モラール・サーベイ

 モラールとは、勤労意欲(労働意欲)、士気などと訳されている。職場の労働条件や労働環境、人間関係、帰属意識などに影響されて生じる従業員の意識を指している。モラールと似た言葉に「モチベーション」があるが、モチベーションというのは、人が行動を起こすときの動機、いわゆる「やる気」を意味する言葉で、個人の意識に属する概念である。
 モラールも、「士気」「やる気」などと訳されているが、語源はフランス語で作業意欲という言葉も使われている。集団のメンバーが協働を通じて人間的満足を得、その集団に帰属することに誇りをもって団結し、共同して目標達成に努力しようとする心理的態度を意味する。つまり、集団的な感情や意識に対して使われる概念である。
 モラール・サーベイとは、組織・職場管理に対する従業員の態度や満足度、問題意識などを調査するための方法を総称する言葉で、一般的には、管理監督者の態度面や仕事の環境面、人事評価や異動などの定量化しにくい人事管理面を中心に、アンケート方式による調査やテスト法、行動観察法(職場実態調査)などの方式で実施する。
 モラール・サーベイを行う主な目的は、労務管理上の問題点を見出し、職場や諸制度の改善に生かすことである。
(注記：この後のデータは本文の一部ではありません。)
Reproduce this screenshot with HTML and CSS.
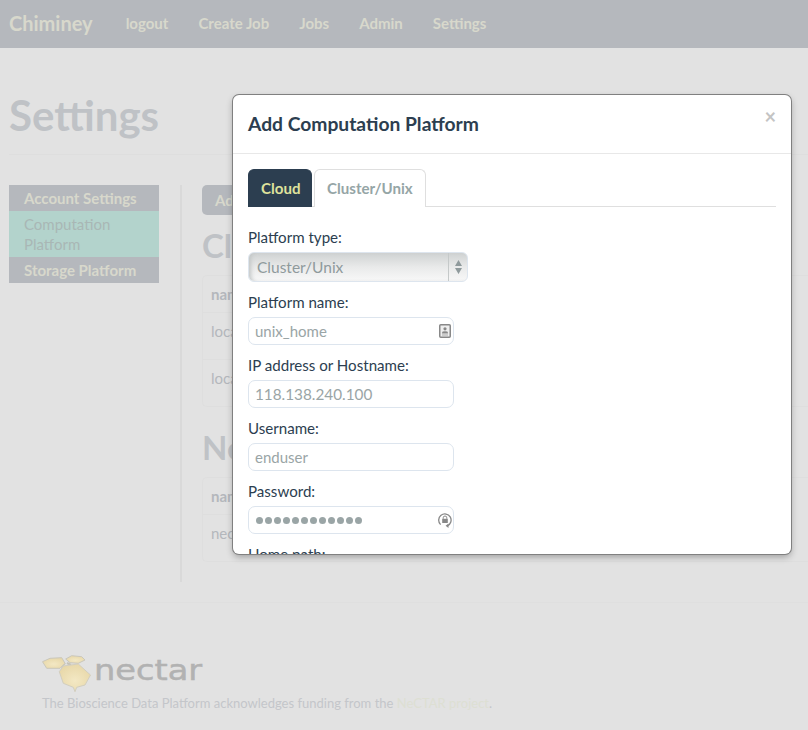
FILE: index.html
```html
<!DOCTYPE html>
<html>
<head>
  <title>Chiminey - Settings</title>
  <link rel="stylesheet" href="styles.css">
</head>
<body>

<div class="navbar">
  <a class="brand">Chiminey</a>
  <a class="nav-link">logout</a>
  <a class="nav-link">Create Job</a>
  <a class="nav-link">Jobs</a>
  <a class="nav-link">Admin</a>
  <a class="nav-link">Settings</a>
</div>

<div class="page-head">
  <h1>Settings</h1>
</div>

<div class="main">
  <div class="side">
    <div class="side-item">Account Settings</div>
    <div class="side-item active">Computation Platform</div>
    <div class="side-item">Storage Platform</div>
  </div>
  <div class="content">
    <!-- the rest of these texts sits under the dialog -->
    <button class="add-btn">Ad</button>
    <h2>Cl</h2>
    <div class="tbl">
      <div class="tbl-head">nam</div>
      <div class="tbl-row">loca</div>
      <div class="tbl-row">loca</div>
    </div>
    <h2 class="second">Ne</h2>
    <div class="tbl">
      <div class="tbl-head">nam</div>
      <div class="tbl-row">nec</div>
    </div>
  </div>
</div>

<div class="footer">
  <div class="logo">
    <svg width="49" height="38" viewBox="0 0 49 38">
      <defs>
        <radialGradient id="honey" cx="0.5" cy="0.6" r="0.7">
          <stop offset="0" stop-color="#f3e8c4"/>
          <stop offset="1" stop-color="#e6d5a4"/>
        </radialGradient>
      </defs>
      <path d="M19 12 L23 8 M25 8 L29 10" stroke="#c4c2b8" stroke-width="2"/>
      <path d="M0.5 6.7 L8 3.3 L19.7 2.7 L23 8.3 L18 13.3 L4.7 13.3 Z" fill="url(#honey)" stroke="#cac7bb"/>
      <path d="M23.7 4 L29.7 0.7 L39.7 1.7 L43 5 L36.3 8.3 L28 7.7 Z" fill="url(#honey)" stroke="#cac7bb"/>
      <path d="M21.3 11 L36.3 9 L48.5 20 L43 30 L34.7 32.3 L33 36.7 L31.3 32.3 L21.3 28.3 L17.3 16.7 Z" fill="url(#honey)" stroke="#d2cebf"/>
    </svg>
    <span class="logo-word">nectar</span>
  </div>
  <p>The Bioscience Data Platform acknowledges funding from the <a>NeCTAR project</a>.</p>
</div>

<div class="modal">
  <div class="modal-header">
    <h3>Add Computation Platform</h3>
    <span class="close">&times;</span>
  </div>
  <div class="modal-body">
    <div class="tabs">
      <div class="tab current">Cloud</div>
      <div class="tab">Cluster/Unix</div>
    </div>
    <label>Platform type:</label>
    <div class="select">
      <span>Cluster/Unix</span>
      <span class="arrows">
        <svg width="9" height="16" viewBox="0 0 9 16"><path d="M4.5 1 L8 7 L1 7 Z M4.5 15 L8 9 L1 9 Z" fill="#8f9a9c"/></svg>
      </span>
    </div>
    <label>Platform name:</label>
    <div class="field">
      <span>unix_home</span>
      <svg width="12" height="14" viewBox="0 0 12 14">
        <rect x="0.75" y="0.75" width="10.5" height="12.5" rx="1" fill="#eee" stroke="#888" stroke-width="1.5"/>
        <circle cx="6" cy="4.8" r="1.6" fill="#888"/>
        <path d="M3 8.5 Q3 7.3 6 7.3 Q9 7.3 9 8.5 V9.5 H3 Z" fill="#888"/>
        <path d="M3 11 H9" stroke="#aaa"/>
      </svg>
    </div>
    <label>IP address or Hostname:</label>
    <div class="field"><span class="ip">118.138.240.100</span></div>
    <label>Username:</label>
    <div class="field"><span>enduser</span></div>
    <label>Password:</label>
    <div class="field">
      <span class="dots">
        <i></i><i></i><i></i><i></i><i></i><i></i><i></i><i></i><i></i><i></i><i></i><i></i>
      </span>
      <svg class="key" width="14" height="15" viewBox="0 0 14 15">
        <path d="M2.6 11.6 A6.2 6.2 0 1 1 9.4 12.8" fill="none" stroke="#888" stroke-width="1.3"/>
        <path d="M10.5 10.6 L7.6 12.8 L10.5 15 Z" fill="#888"/>
        <rect x="4.2" y="5.8" width="5.6" height="4.2" fill="#888"/>
        <path d="M5.2 5.8 V4.8 A1.8 1.8 0 0 1 8.8 4.8 V5.8" fill="none" stroke="#888"/>
      </svg>
    </div>
    <label>Home path:</label>
  </div>
</div>

</body>
</html>
```

FILE: styles.css
```css
body {
  margin: 0;
  height: 730px;
  overflow: hidden;
  background: #e2e2e2;
  font-family: Lato, "Open Sans", sans-serif;
  font-size: 15px;
  color: #b4b7bc;
}

.navbar {
  height: 48px;
  box-sizing: border-box;
  padding: 0 0 3px 9px;
  background: #b5b8bd;
  display: flex;
  align-items: center;
  color: #d8d8cc;
  font-weight: 700;
}

.brand {
  font-size: 20px;
  margin-right: 33px;
}

.nav-link {
  font-size: 15px;
  margin-right: 30px;
}

.page-head {
  margin: 0 0 0 9px;
  height: 107px;
  border-bottom: 1px solid #dedede;
  box-sizing: border-box;
}

h1 {
  margin: 0;
  padding-top: 41px;
  font-size: 42px;
  line-height: 52px;
  color: #bfc2c6;
}

.main {
  display: flex;
  margin: 30px 0 0 9px;
}

.side {
  width: 150px;
  height: 98px;
  margin-right: 21px;
}

.side-item {
  background: #b5b8bd;
  color: #d8d8cc;
  font-weight: 700;
  font-size: 15px;
  line-height: 20px;
  padding: 3px 15px;
}

.side-item.active {
  background: #b3d3cc;
  color: #a9b7b5;
  font-weight: 400;
}

.content {
  border-left: 2px solid #d9d9d9;
  padding-left: 20px;
  height: 397px;
  flex: 1;
}

.add-btn {
  display: block;
  width: 120px;
  height: 30px;
  border: none;
  border-radius: 5px;
  background: #b5b8bd;
  color: #d8d8cc;
  font: 700 15px Lato, sans-serif;
  text-align: left;
  padding-left: 13px;
}

h2 {
  margin: 12px 0 12px;
  font-size: 33px;
  line-height: 36px;
  color: #bfc2c6;
}

h2.second {
  margin: 22px 0 12px;
}

.tbl {
  border: 1px solid #dedede;
  border-right: none;
  border-radius: 5px 0 0 5px;
  margin-right: -20px;
}

.tbl-head {
  width: 300px;
  height: 36px;
  line-height: 36px;
  padding-left: 8px;
  font-weight: 700;
  border-bottom: 1px solid #dedede;
}

.tbl-row {
  width: 300px;
  height: 39px;
  padding: 7px 0 0 8px;
  line-height: 22px;
}

.tbl-row + .tbl-row {
  border-top: 1px solid #dedede;
}

.footer {
  margin-top: 20px;
  border-top: 1px solid #dfdfdf;
  padding: 52px 0 0 42px;
}

.footer p {
  margin: 0;
  font-size: 13px;
  line-height: 20px;
  color: #c4c6ca;
}

.footer a {
  color: #dddfd3;
}

.logo {
  display: flex;
  height: 38px;
}

.logo-word {
  font-family: "DejaVu Sans", sans-serif;
  font-size: 29px;
  line-height: 30px;
  color: #b2b2b2;
  -webkit-text-stroke: 0.5px #b2b2b2;
  margin-left: 3px;
  transform: scaleX(1.16);
  transform-origin: left center;
}

.modal {
  position: absolute;
  left: 233px;
  top: 95px;
  width: 558px;
  height: 459px;
  box-sizing: border-box;
  background: #fff;
  border-radius: 6px;
  overflow: hidden;
  box-shadow: 0 0 0 1px #808080, 0 3px 7px rgba(0, 0, 0, 0.3);
  color: #2c3e50;
}

.modal-header {
  height: 59px;
  box-sizing: border-box;
  border-bottom: 1px solid #e8e8e8;
  padding: 0 15px 2px;
  display: flex;
  align-items: center;
  justify-content: space-between;
}

h3 {
  margin: 0;
  font-size: 19.25px;
  font-weight: 700;
}

.close {
  font-size: 20px;
  font-weight: 700;
  color: #c4c4c4;
  margin-bottom: 14px;
}

.modal-body {
  padding: 15px;
}

.tabs {
  display: flex;
  height: 38px;
  box-sizing: border-box;
  border-bottom: 1px solid #dfdfdf;
  margin-bottom: 20px;
  width: 528px;
}

.tab {
  height: 38px;
  box-sizing: border-box;
  padding: 0 12px;
  line-height: 37px;
  font-weight: 700;
  font-size: 15.1px;
  color: #95a5a6;
  border: 1px solid #dfdfdf;
  border-bottom: none;
  border-radius: 6px 6px 0 0;
  background: #fff;
  margin-right: 2px;
}

.tab.current {
  width: 64px;
  background: #2c3e50;
  border-color: #2c3e50;
  color: #dfe29c;
}

label {
  display: block;
  font-size: 15.1px;
  line-height: 20px;
  margin-bottom: 5px;
}

.select {
  width: 220px;
  height: 30px;
  box-sizing: border-box;
  border: 1px solid #dde5ee;
  border-radius: 6px;
  background: linear-gradient(#cfd2d2, #e9eaea 50%, #f8f8f8);
  box-shadow: inset 4px 0 4px -2px #c2c6c6;
  display: flex;
  align-items: center;
  justify-content: space-between;
  padding-left: 8px;
  color: #8f9a9c;
  font-size: 15.5px;
  margin-bottom: 10px;
}

.arrows {
  width: 18px;
  height: 28px;
  border-left: 1px solid #c5c9c9;
  display: flex;
  align-items: center;
  justify-content: center;
}

.field {
  width: 206px;
  height: 28px;
  box-sizing: border-box;
  border: 1px solid #dde5ee;
  border-radius: 7px;
  display: flex;
  align-items: center;
  justify-content: space-between;
  padding: 0 2px 0 6px;
  color: #9aa5a6;
  font-size: 15px;
  margin-bottom: 10px;
}

.ip {
  font-size: 15.3px;
}

.key {
  margin-right: -1px;
}

.dots {
  display: flex;
  gap: 2px;
  margin-left: 1px;
}

.dots i {
  width: 7px;
  height: 7px;
  border-radius: 50%;
  background: #9aa5a6;
}
```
また、何らかの経営政策を実施した場合、その効果を客観的に把握し、軌道修正に役立てようという狙いで実施する場合もある。日本では、昭和30年に日本労務研究会が「NRK方式モラール・サーベイ」を開発したのが始まりとされる。
 その後、厚生労働省方式、労働科学研究所方式、世論科学協会など、各機関が独自の方式で実施している。モラール・サーベイでは、働く者の意識を正確に把握することが大切であるため、一定期間、同じ業務に従事している状態が続いており、仕事になれた期間、かつ、仕事に対するやる気が大きく振れる可能性の少ない時期に行うことが望ましい。
 さらに重要なことは、モラール・サーベイの受け手である社員の気持ちに十分配慮することである。社員は、モラール・サーベイを行うことで働きやすい職場づくりを目指していると受け取っているからである。したがって、モラール・サーベイを行った結果が改善につながっていないと、今後は正確なデータが得られにくくなってしまう。